Jamiat Ulama-i-Hind vows to safeguard madrasas

Proposed survey of unrecognised madrasas in Uttar Pradesh ‘smacks of evil intention’, Jamiat Ulama-i-Hind says

September 07, 2022 02:22 am | Updated 02:22 am IST

Muslim young boys seen reading the Quran together at a madrasa. File

Muslim young boys seen reading the Quran together at a madrasa. File | Photo Credit: Getty Images

The proposed survey of unrecognised madrasas in Uttar Pradesh “smacks of evil intention”, rectors of more than 200 madrasas declared at a meeting in New Delhi.

At the meeting organised by the Jamiat Ulama-i-Hind, a pledge was undertaken “to safeguard madrasas at any cost” and set up a helpline for any seminary facing problem after the Adityanath government announced that it would “examine unrecognised madrasas” in the State.

Syed Arshad Madani, president, Jamiat, said, “We won’t let divisive forces put an end to madrasas.” The Jamiat confluence felt the upcoming survey of Islamic seminaries was “a malicious attempt to disparage the madrasa education system”.

The Jamiat reminded the authorities of the madrasas’ role in freedom struggle and their contribution in imparting learning to first generation learners besides those from ecnonomically weaker background.

Earlier, the Uttar Pradesh Government announced a survey of unrecognised madrassas in the State to gather information about the number of teachers, curriculum, and basic facilities available there, among others. The 12-point questionnaire proposed to be used by the U.P. government was discussed at the meeting and the participants felt “there is lack of consensus” in the new proposal”. “It seems hasty and not well thought through,” said a participant.

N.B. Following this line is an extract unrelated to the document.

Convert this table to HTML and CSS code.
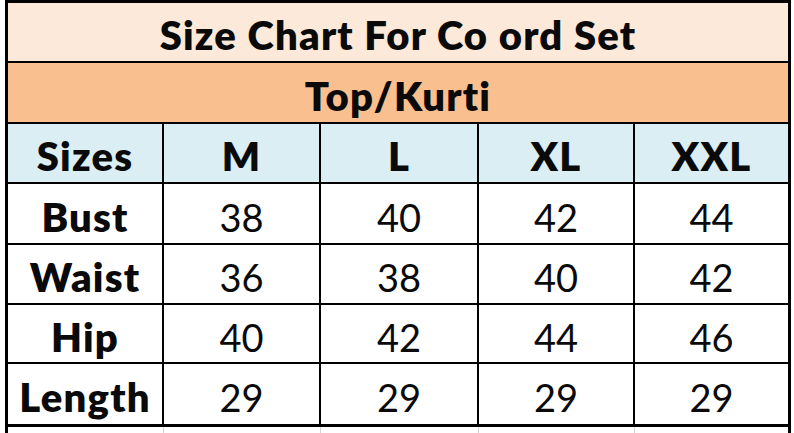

This is not the first time the Adityanath Government’s move with respect to madrasas has upset representatives of Islamic seminaries. In 2017, his government had asked madrasas to record the Independence Day celebrations alongwith the singing of the national anthem and submit the recording to district magistrates. The move upset madrasas who read in it an attempt to question their patriotism. Later, the State Government’s move to introduce secular education did not go down well. Though the participants felt the madrasa system needed a dash of modernity, concerns were raised about “the government’s retrograde mindset”. Pointing out that there was a trust deficit with respect to government, the rectors blamed the authorities for “adopting a combative approach” which leads to fear among the people and “builds a barrier of mistrust between the communities”.

“It is malicious to refer to madrasas as not adhering to the government system. It is essential to respond with a reasonable approach,” Mahmood Asad Madani, the meeting’s organiser said. “The madrasa system is education is our inherited wealth. It will be safeguarded at all costs,” said Mahmood Madani, adding, “A steering committee has been formed for further action. We want to take things to logical conclusion.”

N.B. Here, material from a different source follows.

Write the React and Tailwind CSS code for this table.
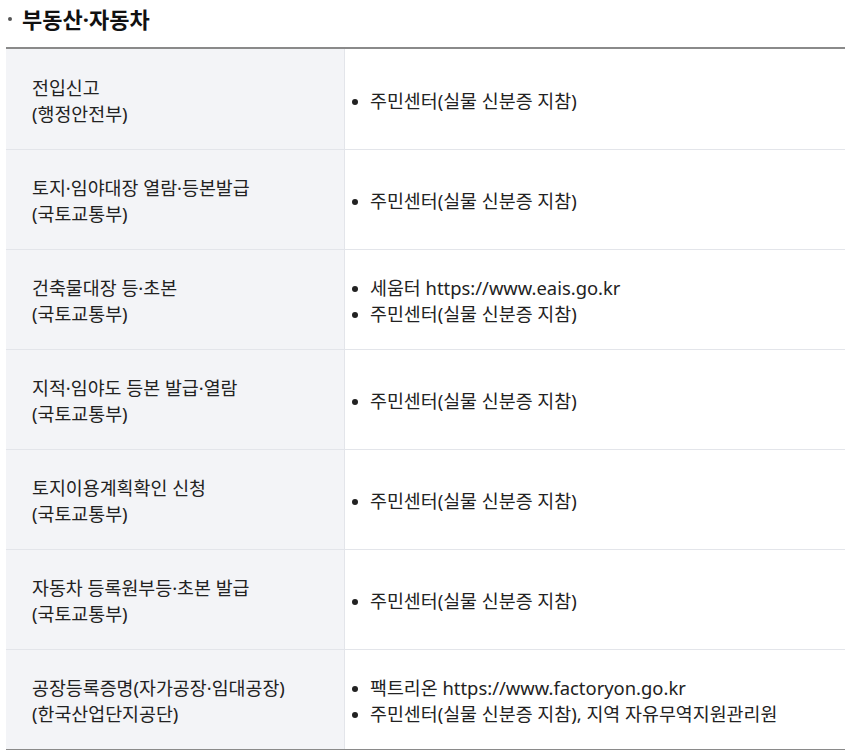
const rows = [
  { title: '전입신고', org: '(행정안전부)', items: ['주민센터(실물 신분증 지참)'] },
  { title: '토지·임야대장 열람·등본발급', org: '(국토교통부)', items: ['주민센터(실물 신분증 지참)'] },
  { title: '건축물대장 등·초본', org: '(국토교통부)', items: ['세움터 https://www.eais.go.kr', '주민센터(실물 신분증 지참)'] },
  { title: '지적·임야도 등본 발급·열람', org: '(국토교통부)', items: ['주민센터(실물 신분증 지참)'] },
  { title: '토지이용계획확인 신청', org: '(국토교통부)', items: ['주민센터(실물 신분증 지참)'] },
  { title: '자동차 등록원부등·초본 발급', org: '(국토교통부)', items: ['주민센터(실물 신분증 지참)'] },
  {
    title: '공장등록증명(자가공장·임대공장)',
    org: '(한국산업단지공단)',
    items: ['팩트리온 https://www.factoryon.go.kr', '주민센터(실물 신분증 지참), 지역 자유무역지원관리원'],
  },
];

export default function App() {
  return (
    <div className="bg-white pl-[6px] text-[#222] font-['Noto_Sans','Noto_Sans_CJK_KR',sans-serif]">
      <h2 className="flex items-start h-[47px] pt-[5px] text-[22px] leading-[28px] font-bold text-[#111]">
        <span className="flex items-center w-[16px] h-[28px]">
          <span className="ml-[2px] w-[4px] h-[4px] rounded-full bg-[#555]" />
        </span>
        부동산·자동차
      </h2>
      <div className="border-t-[2px] border-b-[2px] border-[#8a8a8a]">
        {rows.map((row, i) => (
          <div
            key={i}
            className={`flex h-[100px] ${i > 0 ? 'border-t border-[#e3e5ea]' : ''}`}
          >
            <div className="w-[339px] shrink-0 bg-[#f3f4f7] border-r border-[#e3e5ea] flex flex-col justify-center pt-[3px] pl-[26px] text-[18.4px] leading-[26px]">
              <div>{row.title}</div>
              <div>{row.org}</div>
            </div>
            <div className="flex-1 flex items-center pt-[3px] pl-[6px]">
              <ul className="text-[18.4px] leading-[26px]">
                {row.items.map((t, j) => (
                  <li key={j} className="flex items-center">
                    <span className="w-[19px] shrink-0 flex pt-[2px]">
                      <span className="ml-[1px] w-[6px] h-[6px] rounded-full bg-[#222]" />
                    </span>
                    <span>{t}</span>
                  </li>
                ))}
              </ul>
            </div>
          </div>
        ))}
      </div>
    </div>
  );
}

The steering committee includes Syed Arshad Madani, President of Jamiat Ulama-i-Hind, Mufti Abul Qasim Nomani, rector, Darul Uloom Deoband; Maulana Muhammad Sufyan Qasmi, rector, Darul Uloom Waqf, Deoband besides Maulana Hakimuddin Qasmi, General Secretary of Jamiat Ulama-i-Hind, Kamal Farooqui, member, All India Muslim Personal Law Board, and Mujtabi Farooq of the Jamaat-e-Islami Hind, etc.

The meeting also took stock of the banes of the madrasa education system and agreed to “fix any legal flaws” in the internal system, set up a madrasa helpline and encourage madrasas to begin offering modern education besides theological lessons.

“Although we have always made an effort to ensure that our religious institutions operate in peace and cooperation, divisive forces seek to put an end to us. We won’t ever permit this,” summed up Arshad Madani, pointing out “the existence of madrasas is necessary for the country’s survival. Its 1200 year old history attests to the fact that this is where the country has always been built.”